++++ SUPPLIED RECORDS

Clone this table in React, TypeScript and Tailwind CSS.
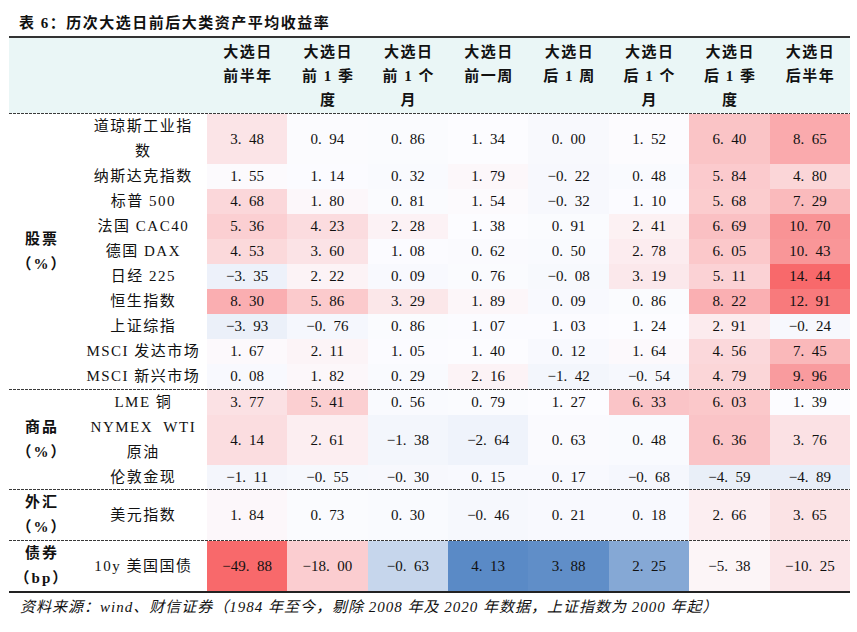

++++++++
++++ SUPPLIED RECORDS

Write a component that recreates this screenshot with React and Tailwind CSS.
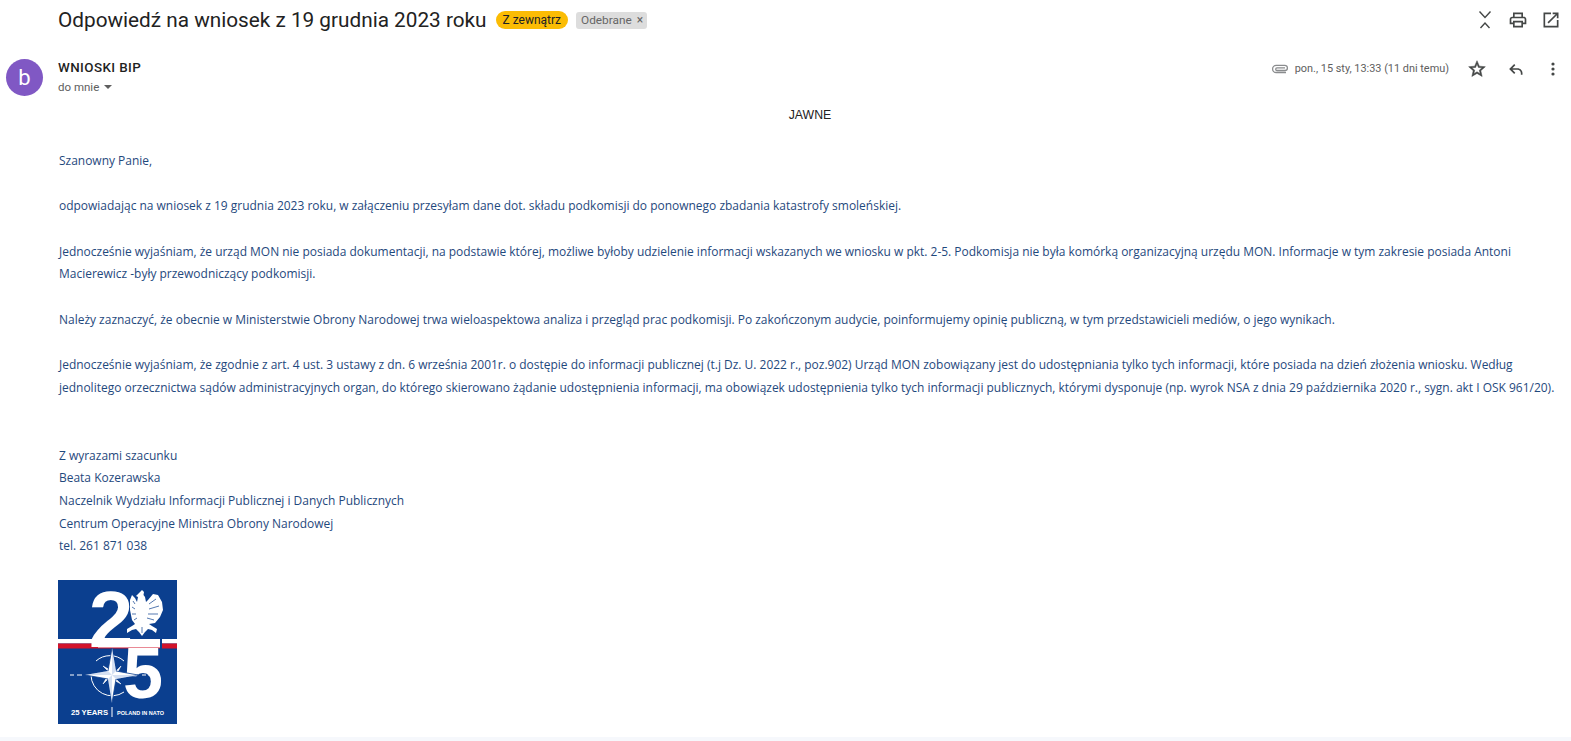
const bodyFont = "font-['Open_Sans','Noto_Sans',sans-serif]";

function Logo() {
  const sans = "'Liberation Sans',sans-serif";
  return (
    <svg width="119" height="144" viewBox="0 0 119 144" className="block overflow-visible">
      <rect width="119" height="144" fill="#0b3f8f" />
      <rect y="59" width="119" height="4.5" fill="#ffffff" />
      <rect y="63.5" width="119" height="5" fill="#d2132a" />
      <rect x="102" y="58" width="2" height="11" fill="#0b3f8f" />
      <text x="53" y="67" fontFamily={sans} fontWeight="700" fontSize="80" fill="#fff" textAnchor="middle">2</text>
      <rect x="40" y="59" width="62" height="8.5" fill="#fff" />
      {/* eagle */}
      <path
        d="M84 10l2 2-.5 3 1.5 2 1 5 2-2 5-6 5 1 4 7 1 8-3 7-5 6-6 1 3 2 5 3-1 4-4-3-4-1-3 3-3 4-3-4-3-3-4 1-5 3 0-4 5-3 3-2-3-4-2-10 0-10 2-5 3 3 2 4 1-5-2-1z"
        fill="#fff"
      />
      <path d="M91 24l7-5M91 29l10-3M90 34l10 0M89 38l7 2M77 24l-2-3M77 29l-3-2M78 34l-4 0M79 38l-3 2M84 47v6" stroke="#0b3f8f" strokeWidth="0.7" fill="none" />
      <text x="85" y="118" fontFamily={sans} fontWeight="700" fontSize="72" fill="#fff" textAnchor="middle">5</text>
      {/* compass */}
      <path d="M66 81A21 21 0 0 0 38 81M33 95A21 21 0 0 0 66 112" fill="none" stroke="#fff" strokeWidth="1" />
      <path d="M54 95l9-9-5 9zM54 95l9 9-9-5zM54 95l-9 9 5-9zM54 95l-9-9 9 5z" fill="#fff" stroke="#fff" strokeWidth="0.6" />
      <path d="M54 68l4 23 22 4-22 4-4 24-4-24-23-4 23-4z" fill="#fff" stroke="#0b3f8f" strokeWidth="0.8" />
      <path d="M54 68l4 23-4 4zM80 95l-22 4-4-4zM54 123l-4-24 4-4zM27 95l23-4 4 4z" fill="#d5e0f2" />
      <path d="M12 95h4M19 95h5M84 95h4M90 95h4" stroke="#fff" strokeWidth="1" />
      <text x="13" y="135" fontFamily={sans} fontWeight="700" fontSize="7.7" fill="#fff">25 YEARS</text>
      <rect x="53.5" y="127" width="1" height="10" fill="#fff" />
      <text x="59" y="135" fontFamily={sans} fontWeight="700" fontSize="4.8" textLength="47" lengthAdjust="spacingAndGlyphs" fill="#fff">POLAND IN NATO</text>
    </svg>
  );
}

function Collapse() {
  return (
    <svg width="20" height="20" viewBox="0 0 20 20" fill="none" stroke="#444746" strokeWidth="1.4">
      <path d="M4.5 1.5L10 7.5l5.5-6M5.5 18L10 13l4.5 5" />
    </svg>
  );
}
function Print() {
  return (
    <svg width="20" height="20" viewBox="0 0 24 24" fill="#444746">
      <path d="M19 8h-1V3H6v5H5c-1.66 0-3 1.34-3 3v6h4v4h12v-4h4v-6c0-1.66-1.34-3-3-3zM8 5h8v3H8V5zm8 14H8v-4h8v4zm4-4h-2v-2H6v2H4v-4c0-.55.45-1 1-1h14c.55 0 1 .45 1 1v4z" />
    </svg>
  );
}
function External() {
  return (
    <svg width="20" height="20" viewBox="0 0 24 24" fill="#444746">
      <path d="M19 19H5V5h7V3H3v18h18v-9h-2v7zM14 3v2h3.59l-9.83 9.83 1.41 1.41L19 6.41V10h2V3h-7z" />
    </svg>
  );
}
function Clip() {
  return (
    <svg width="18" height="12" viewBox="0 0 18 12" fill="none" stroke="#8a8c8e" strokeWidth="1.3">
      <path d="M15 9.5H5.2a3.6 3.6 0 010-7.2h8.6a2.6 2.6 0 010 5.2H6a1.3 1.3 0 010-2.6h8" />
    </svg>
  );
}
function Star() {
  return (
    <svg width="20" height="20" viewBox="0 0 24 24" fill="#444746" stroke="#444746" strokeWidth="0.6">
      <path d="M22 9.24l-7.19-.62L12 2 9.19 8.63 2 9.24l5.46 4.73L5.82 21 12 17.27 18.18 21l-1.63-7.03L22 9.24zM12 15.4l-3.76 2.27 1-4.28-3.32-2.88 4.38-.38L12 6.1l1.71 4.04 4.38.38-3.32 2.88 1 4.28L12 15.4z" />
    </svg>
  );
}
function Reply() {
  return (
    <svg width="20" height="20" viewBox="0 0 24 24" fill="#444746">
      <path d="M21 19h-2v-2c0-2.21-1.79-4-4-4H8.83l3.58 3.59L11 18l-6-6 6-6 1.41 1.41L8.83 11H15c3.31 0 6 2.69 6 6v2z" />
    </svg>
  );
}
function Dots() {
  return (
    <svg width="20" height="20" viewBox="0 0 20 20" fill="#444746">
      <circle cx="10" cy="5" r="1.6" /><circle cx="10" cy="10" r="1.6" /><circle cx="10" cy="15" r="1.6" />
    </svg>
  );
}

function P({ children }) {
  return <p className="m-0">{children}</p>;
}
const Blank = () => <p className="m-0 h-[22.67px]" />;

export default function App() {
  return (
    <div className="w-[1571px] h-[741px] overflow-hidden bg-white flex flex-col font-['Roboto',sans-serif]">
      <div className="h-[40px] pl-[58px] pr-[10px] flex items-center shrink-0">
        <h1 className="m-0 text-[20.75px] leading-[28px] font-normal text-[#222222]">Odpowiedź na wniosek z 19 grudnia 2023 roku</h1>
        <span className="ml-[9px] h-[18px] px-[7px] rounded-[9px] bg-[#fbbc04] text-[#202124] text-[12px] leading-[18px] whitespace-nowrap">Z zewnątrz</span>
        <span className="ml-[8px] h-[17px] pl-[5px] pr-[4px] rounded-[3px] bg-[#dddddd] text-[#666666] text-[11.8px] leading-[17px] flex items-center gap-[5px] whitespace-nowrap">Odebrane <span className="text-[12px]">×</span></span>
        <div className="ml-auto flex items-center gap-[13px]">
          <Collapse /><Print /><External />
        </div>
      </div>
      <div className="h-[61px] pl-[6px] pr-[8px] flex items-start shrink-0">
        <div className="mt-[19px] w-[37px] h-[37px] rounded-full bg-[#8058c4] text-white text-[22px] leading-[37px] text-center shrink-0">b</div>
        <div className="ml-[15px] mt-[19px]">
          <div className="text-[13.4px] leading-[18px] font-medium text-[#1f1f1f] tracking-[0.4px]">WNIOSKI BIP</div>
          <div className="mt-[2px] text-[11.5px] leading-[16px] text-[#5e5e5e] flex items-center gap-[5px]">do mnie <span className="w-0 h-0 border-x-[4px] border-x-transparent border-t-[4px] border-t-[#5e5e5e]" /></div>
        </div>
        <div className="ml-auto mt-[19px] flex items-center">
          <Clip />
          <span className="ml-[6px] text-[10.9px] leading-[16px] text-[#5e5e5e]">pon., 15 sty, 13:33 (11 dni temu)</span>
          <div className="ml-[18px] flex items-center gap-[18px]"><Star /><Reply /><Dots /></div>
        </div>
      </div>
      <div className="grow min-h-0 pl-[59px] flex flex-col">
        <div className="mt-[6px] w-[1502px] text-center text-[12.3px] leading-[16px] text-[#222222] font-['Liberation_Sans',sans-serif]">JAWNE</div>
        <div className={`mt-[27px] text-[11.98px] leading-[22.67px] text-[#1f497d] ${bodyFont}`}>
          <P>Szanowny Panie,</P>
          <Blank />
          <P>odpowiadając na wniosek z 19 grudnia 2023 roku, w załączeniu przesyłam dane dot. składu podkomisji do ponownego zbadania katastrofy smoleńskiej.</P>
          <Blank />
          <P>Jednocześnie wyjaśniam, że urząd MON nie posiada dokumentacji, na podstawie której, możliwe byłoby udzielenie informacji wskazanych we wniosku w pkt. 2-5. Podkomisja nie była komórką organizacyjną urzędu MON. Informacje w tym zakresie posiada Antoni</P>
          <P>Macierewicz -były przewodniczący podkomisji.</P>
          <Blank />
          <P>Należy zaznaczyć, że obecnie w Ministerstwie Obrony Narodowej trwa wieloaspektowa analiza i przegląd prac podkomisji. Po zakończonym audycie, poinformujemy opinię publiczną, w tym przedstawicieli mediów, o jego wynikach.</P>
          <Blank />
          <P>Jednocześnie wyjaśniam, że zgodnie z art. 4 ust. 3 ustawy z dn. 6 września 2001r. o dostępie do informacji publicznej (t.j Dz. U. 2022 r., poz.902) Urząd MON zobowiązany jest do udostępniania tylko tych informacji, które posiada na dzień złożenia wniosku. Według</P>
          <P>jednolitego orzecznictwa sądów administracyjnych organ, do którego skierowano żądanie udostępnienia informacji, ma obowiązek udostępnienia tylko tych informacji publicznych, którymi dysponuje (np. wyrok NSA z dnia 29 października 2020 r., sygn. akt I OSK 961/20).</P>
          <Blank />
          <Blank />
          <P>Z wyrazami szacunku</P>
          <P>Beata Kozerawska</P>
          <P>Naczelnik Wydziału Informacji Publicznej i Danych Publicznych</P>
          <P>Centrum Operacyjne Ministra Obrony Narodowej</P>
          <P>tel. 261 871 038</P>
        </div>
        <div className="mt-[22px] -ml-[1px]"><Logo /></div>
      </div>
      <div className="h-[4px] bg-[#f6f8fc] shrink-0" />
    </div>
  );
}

++++++++

Show each line holding the word "React".

### ANSWER TO THE EXERCISE
Clone this table in React, TypeScript and Tailwind CSS.
Write a component that recreates this screenshot with React and Tailwind CSS.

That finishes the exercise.